**Problem description**: In the listing below, pick out lines with "index".

**Provided information**:
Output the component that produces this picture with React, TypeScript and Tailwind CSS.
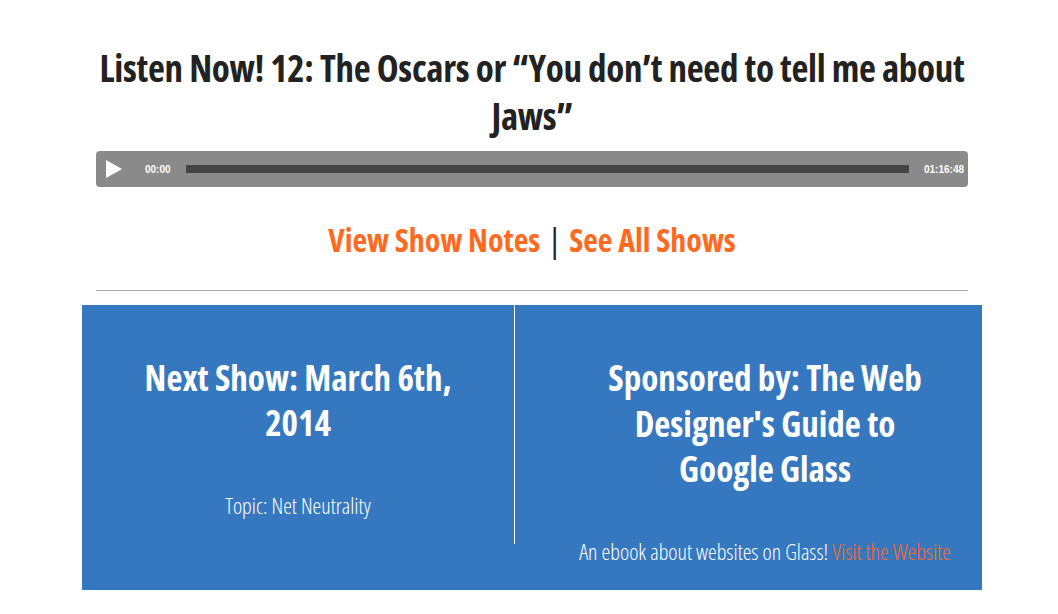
import React from "react";

const cond = { fontFamily: '"Open Sans", "Noto Sans", sans-serif' };

function Player() {
  return (
    <div className="flex h-[36px] items-center rounded-[4px] bg-[#8a8a8a] font-['Liberation_Sans',Arial,sans-serif] text-[10px] font-bold text-white">
      <svg width="16" height="18" viewBox="0 0 16 18" className="ml-[10px]">
        <path d="M0 0 L16 9 L0 18 Z" fill="#fff" />
      </svg>
      <span className="ml-[23px]">00:00</span>
      <div className="mx-[15px] h-[8px] flex-1 bg-[#444444]" />
      <span className="mr-[4px]">01:16:48</span>
    </div>
  );
}

export default function App() {
  return (
    <div className="min-h-screen bg-white font-stretch-condensed" style={cond}>
      <div className="ml-[82px] w-[900px] pt-[44px]">
        <div className="px-[14px]">
          <h1 className="text-center text-[37px] font-bold leading-[48px] tracking-[-0.3px] text-[#222222]">
            Listen Now! 12: The Oscars or “You don’t need to tell me about Jaws”
          </h1>
          <div className="mt-[11px]">
            <Player />
          </div>
          <p className="mt-[34px] text-center text-[32px] font-bold leading-[38px]">
            <a className="text-[#ff6a21]">View Show Notes</a>
            <span className="mx-[8px] font-normal text-[#222222]">|</span>
            <a className="text-[#ff6a21]">See All Shows</a>
          </p>
          <hr className="mt-[31px] border-t border-[#aaaaaa]" />
        </div>

        <div className="mt-[14px] flex items-start bg-[#3578bf] pb-[25px] text-center text-white">
          <div className="w-[433px] shrink-0 border-r border-white px-[40px] pt-[50px] pb-[25px]">
            <h2 className="text-[35px] font-bold leading-[45px]">
              Next Show: March 6th, 2014
            </h2>
            <p className="mt-[46px] text-[22px] font-light leading-[28px]">
              Topic: Net Neutrality
            </p>
          </div>
          <div className="ml-[33px] flex-1 px-[55px] pt-[50px]">
            <h2 className="text-[35px] font-bold leading-[45.5px]">
              Sponsored by: The Web Designer's Guide to Google Glass
            </h2>
            <p className="-mx-[55px] mt-[45px] text-[22px] font-light leading-[28px]">
              An ebook about websites on Glass!{" "}
              <a className="text-[#ff6626]">Visit the Website</a>
            </p>
          </div>
        </div>
      </div>
    </div>
  );
}
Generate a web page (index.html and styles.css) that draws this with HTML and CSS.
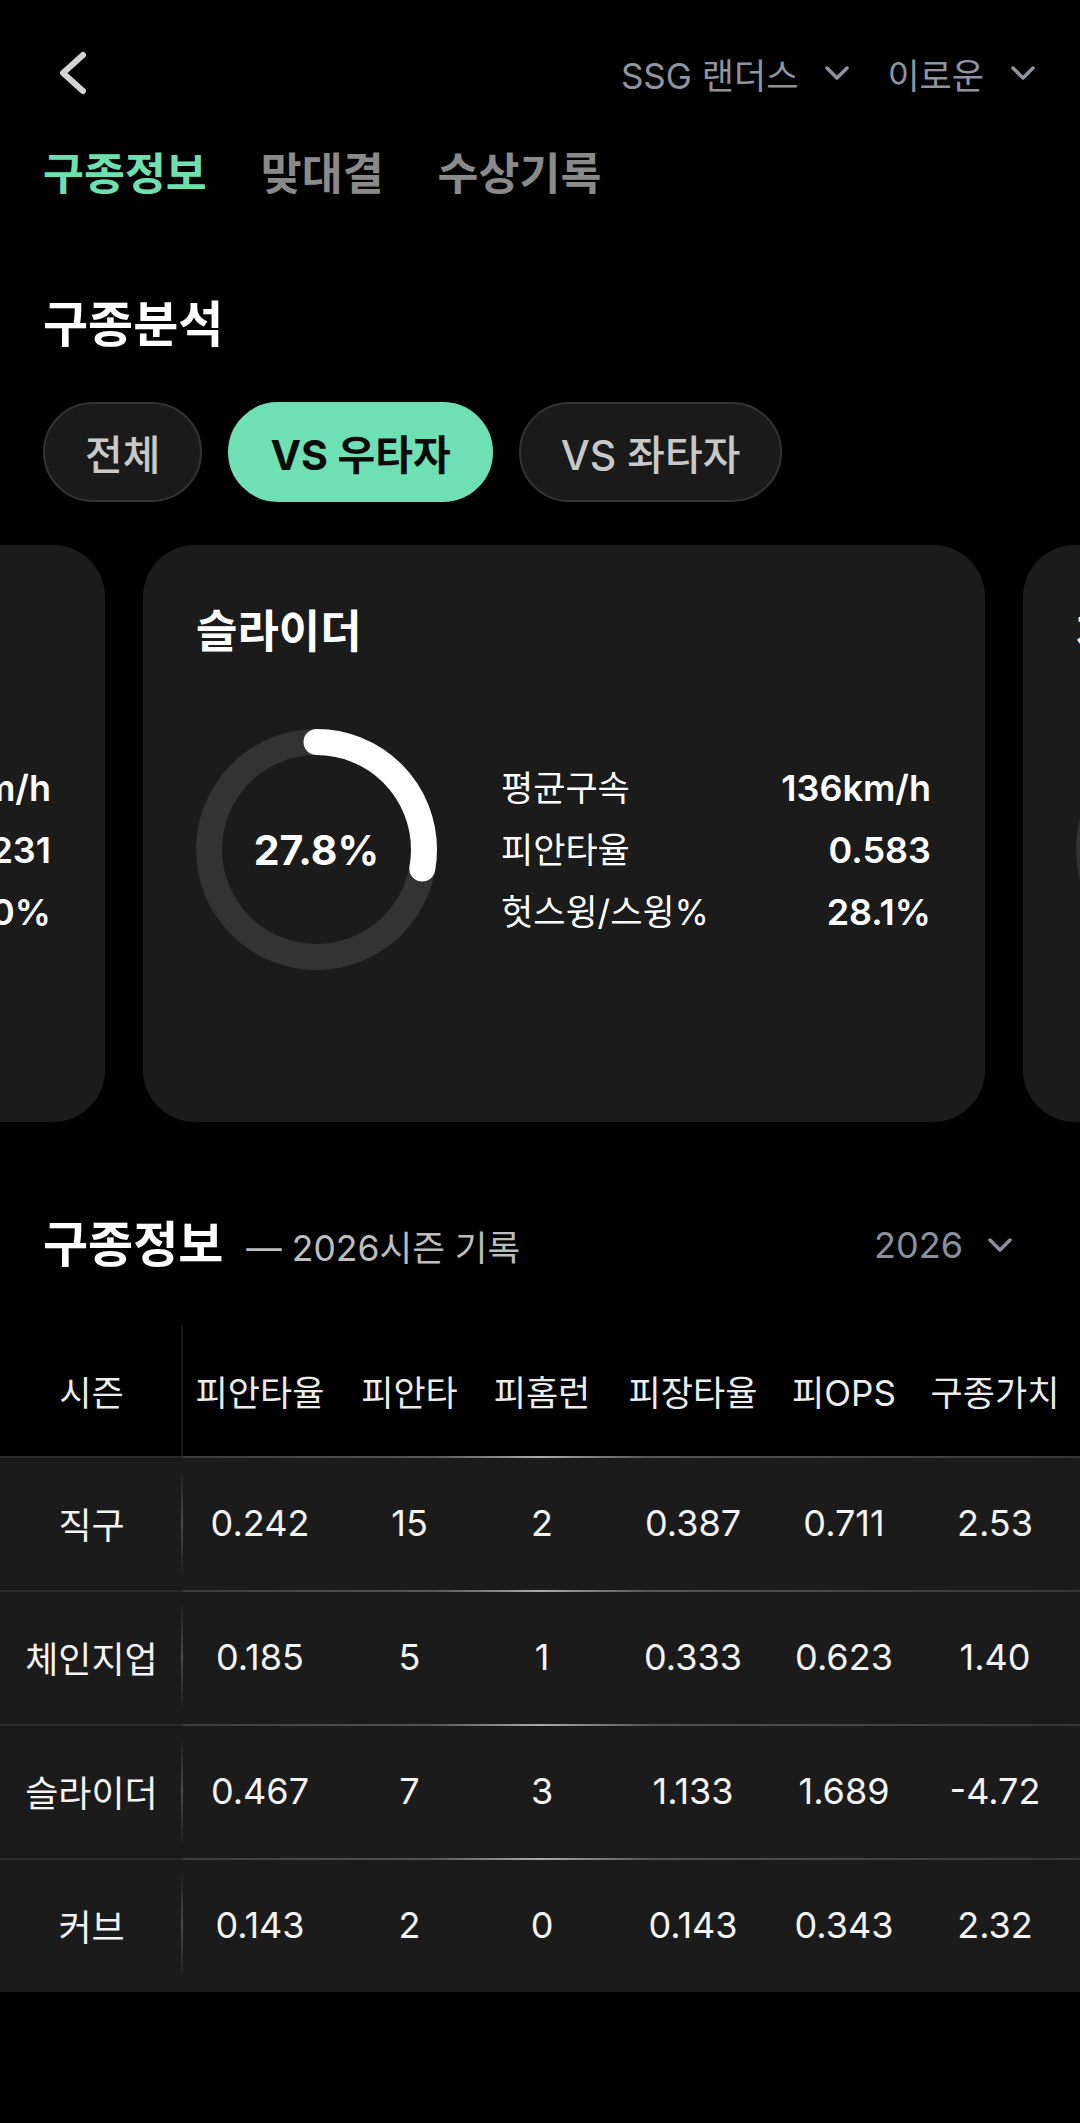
FILE: index.html
```html
<!DOCTYPE html>
<html lang="ko">
  <head>
    <meta charset="UTF-8" />
    <title>구종정보</title>
    <link rel="stylesheet" href="styles.css">
  </head>
  <body>
    <header class="topbar">
      <svg class="back" viewBox="0 0 30 48">
        <polyline points="25,6 5,24 25,42" />
      </svg>
      <div class="pickers">
        <span class="picker">SSG 랜더스
          <svg class="chev" viewBox="0 0 24 14"><polyline points="2,2 12,12 22,2" /></svg>
        </span>
        <span class="picker">이로운
          <svg class="chev" viewBox="0 0 24 14"><polyline points="2,2 12,12 22,2" /></svg>
        </span>
      </div>
    </header>

    <nav class="tabs">
      <span class="tab active">구종정보</span>
      <span class="tab">맞대결</span>
      <span class="tab">수상기록</span>
    </nav>

    <h2 class="section-title">구종분석</h2>

    <div class="filters">
      <button class="pill">전체</button>
      <button class="pill active">VS 우타자</button>
      <button class="pill">VS 좌타자</button>
    </div>

    <div class="carousel">
      <div class="cards">
        <div class="card">
          <h3 class="card-title">직구</h3>
          <div class="card-body">
            <div class="donut">
              <svg viewBox="0 0 241 241">
                <circle class="track" cx="120.5" cy="120.5" r="107.5" />
                <circle class="arc" cx="120.5" cy="120.5" r="107.5" stroke-dasharray="305.3 675.4" />
              </svg>
              <span class="donut-value">45.2%</span>
            </div>
            <dl class="pitch-stats">
              <div><dt>평균구속</dt><dd>146km/h</dd></div>
              <div><dt>피안타율</dt><dd>0.231</dd></div>
              <div><dt>헛스윙/스윙%</dt><dd>18.0%</dd></div>
            </dl>
          </div>
        </div>

        <div class="card">
          <h3 class="card-title">슬라이더</h3>
          <div class="card-body">
            <div class="donut">
              <svg viewBox="0 0 241 241">
                <circle class="track" cx="120.5" cy="120.5" r="107.5" />
                <circle class="arc" cx="120.5" cy="120.5" r="107.5" stroke-dasharray="187.8 675.4" />
              </svg>
              <span class="donut-value">27.8%</span>
            </div>
            <dl class="pitch-stats">
              <div><dt>평균구속</dt><dd>136km/h</dd></div>
              <div><dt>피안타율</dt><dd>0.583</dd></div>
              <div><dt>헛스윙/스윙%</dt><dd>28.1%</dd></div>
            </dl>
          </div>
        </div>

        <div class="card">
          <h3 class="card-title">체인지업</h3>
          <div class="card-body">
            <div class="donut">
              <svg viewBox="0 0 241 241">
                <circle class="track" cx="120.5" cy="120.5" r="107.5" />
                <circle class="arc" cx="120.5" cy="120.5" r="107.5" stroke-dasharray="120.2 675.4" />
              </svg>
              <span class="donut-value">17.8%</span>
            </div>
            <dl class="pitch-stats">
              <div><dt>평균구속</dt><dd>128km/h</dd></div>
              <div><dt>피안타율</dt><dd>0.200</dd></div>
              <div><dt>헛스윙/스윙%</dt><dd>31.4%</dd></div>
            </dl>
          </div>
        </div>
      </div>
    </div>

    <div class="info-head">
      <h2 class="section-title flat">구종정보</h2>
      <span class="info-sub">— 2026시즌 기록</span>
      <span class="season">2026
        <svg class="chev" viewBox="0 0 24 14"><polyline points="2,2 12,12 22,2" /></svg>
      </span>
    </div>

    <div class="stats-table">
      <div class="row head">
        <span>시즌</span><span>피안타율</span><span>피안타</span><span>피홈런</span><span>피장타율</span><span>피OPS</span><span>구종가치</span>
      </div>
      <div class="row body">
        <span>직구</span><span>0.242</span><span>15</span><span>2</span><span>0.387</span><span>0.711</span><span>2.53</span>
      </div>
      <div class="row body">
        <span>체인지업</span><span>0.185</span><span>5</span><span>1</span><span>0.333</span><span>0.623</span><span>1.40</span>
      </div>
      <div class="row body">
        <span>슬라이더</span><span>0.467</span><span>7</span><span>3</span><span>1.133</span><span>1.689</span><span>-4.72</span>
      </div>
      <div class="row body">
        <span>커브</span><span>0.143</span><span>2</span><span>0</span><span>0.143</span><span>0.343</span><span>2.32</span>
      </div>
    </div>
  </body>
</html>
```

FILE: styles.css
```css
* {
  box-sizing: border-box;
}
body {
  margin: 0;
  background: #000;
  color: #fff;
  font-family: Inter, "Noto Sans CJK KR", sans-serif;
  overflow-x: hidden;
}
svg polyline {
  fill: none;
  stroke: currentColor;
  stroke-linecap: round;
  stroke-linejoin: round;
}

/* top bar */
.topbar {
  display: flex;
  align-items: center;
  justify-content: space-between;
  height: 86px;
  margin-top: 30px;
  padding: 0 45px 0 58px;
}
.back {
  width: 30px;
  height: 48px;
  color: #d4d4d4;
  stroke-width: 6;
}
.pickers {
  display: flex;
  gap: 38px;
}
.picker {
  display: flex;
  align-items: center;
  gap: 27px;
  font-size: 35px;
  color: #8e95a0;
}
.chev {
  width: 24px;
  height: 14px;
  stroke-width: 3.5;
}

/* tabs */
.tabs {
  display: flex;
  gap: 54px;
  margin-top: 33px;
  padding-left: 43px;
}
.tab {
  font-size: 44.5px;
  line-height: 50px;
  font-weight: 700;
  color: #8a8a8a;
}
.tab.active {
  color: #6ee0b0;
}

.section-title {
  margin: 98px 0 0;
  padding-left: 43px;
  font-size: 49px;
  line-height: 56px;
  font-weight: 700;
}
.section-title.flat {
  margin: 0;
  padding: 0;
}

/* filter pills */
.filters {
  display: flex;
  gap: 26px;
  margin-top: 49px;
  padding-left: 43px;
}
.pill {
  height: 100px;
  padding: 0 40px;
  border: 2px solid #333;
  border-radius: 50px;
  background: #1a1a1a;
  color: #c8c8c8;
  font: inherit;
  font-size: 41px;
  font-weight: 500;
}
.pill.active {
  background: #6ee0b4;
  border-color: #6ee0b4;
  color: #0a0a0a;
  font-weight: 700;
}

/* pitch cards */
.carousel {
  margin-top: 43px;
  overflow: hidden;
}
.cards {
  display: flex;
  gap: 38px;
  margin-left: -737px;
}
.card {
  flex: 0 0 842px;
  height: 577px;
  padding: 61px 54px 0 53px;
  border-radius: 52px;
  background: #1b1b1b;
}
.card-title {
  margin: 0;
  font-size: 45px;
  line-height: 52px;
  font-weight: 700;
}
.card-body {
  display: flex;
  align-items: center;
  gap: 64px;
  margin-top: 71px;
}
.donut {
  display: grid;
  place-items: center;
  flex: none;
  width: 241px;
  height: 241px;
}
.donut svg,
.donut-value {
  grid-area: 1 / 1;
}
.donut svg {
  width: 241px;
  height: 241px;
  transform: rotate(-90deg);
}
.donut circle {
  fill: none;
  stroke-width: 26;
}
.donut .track {
  stroke: #333;
}
.donut .arc {
  stroke: #fff;
  stroke-linecap: round;
}
.donut-value {
  font-size: 41px;
  font-weight: 700;
}
.pitch-stats {
  flex: 1;
  margin: 0;
}
.pitch-stats div {
  display: flex;
  justify-content: space-between;
  font-size: 35px;
  line-height: 62px;
}
.pitch-stats dt,
.pitch-stats dd {
  margin: 0;
}
.pitch-stats dd {
  font-size: 36px;
  font-weight: 600;
}

/* season table */
.info-head {
  display: flex;
  align-items: center;
  height: 56px;
  margin-top: 95px;
  padding: 0 68px 0 43px;
}
.info-sub {
  margin-left: 23px;
  font-size: 35.5px;
  color: #bdbdbd;
}
.season {
  display: flex;
  align-items: center;
  gap: 25px;
  margin-left: auto;
  font-size: 36px;
  color: #8a909c;
}
.stats-table {
  margin-top: 52px;
  overflow: hidden;
}
.row {
  display: grid;
  grid-template-columns: 183px 154px 145px 120px 182px 120px 182px;
  align-items: center;
  text-align: center;
}
.row > span:first-child {
  align-self: stretch;
  display: flex;
  align-items: center;
  justify-content: center;
}
.row.head {
  height: 131px;
  font-size: 35px;
  color: #ececec;
}
.row.head > span:first-child {
  background: linear-gradient(#161616, #161616) right / 2px 100% no-repeat;
}
.row.body {
  height: 134px;
  font-size: 36px;
  color: #f4f4f4;
  background:
    linear-gradient(to right, #2a2a2a 183px, #3c3c3c 183px, #555 40%, #aaa 50%, #555 60%, #363636) top / 100% 2px no-repeat,
    #1b1b1b;
}
.row.body > span:first-child {
  background: linear-gradient(to bottom, transparent 10%, #4a4a4a 50%, transparent 90%) right / 2px 100% no-repeat;
}
```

**Correct output**:
Generate a web page (index.html and styles.css) that draws this with HTML and CSS.
FILE: index.html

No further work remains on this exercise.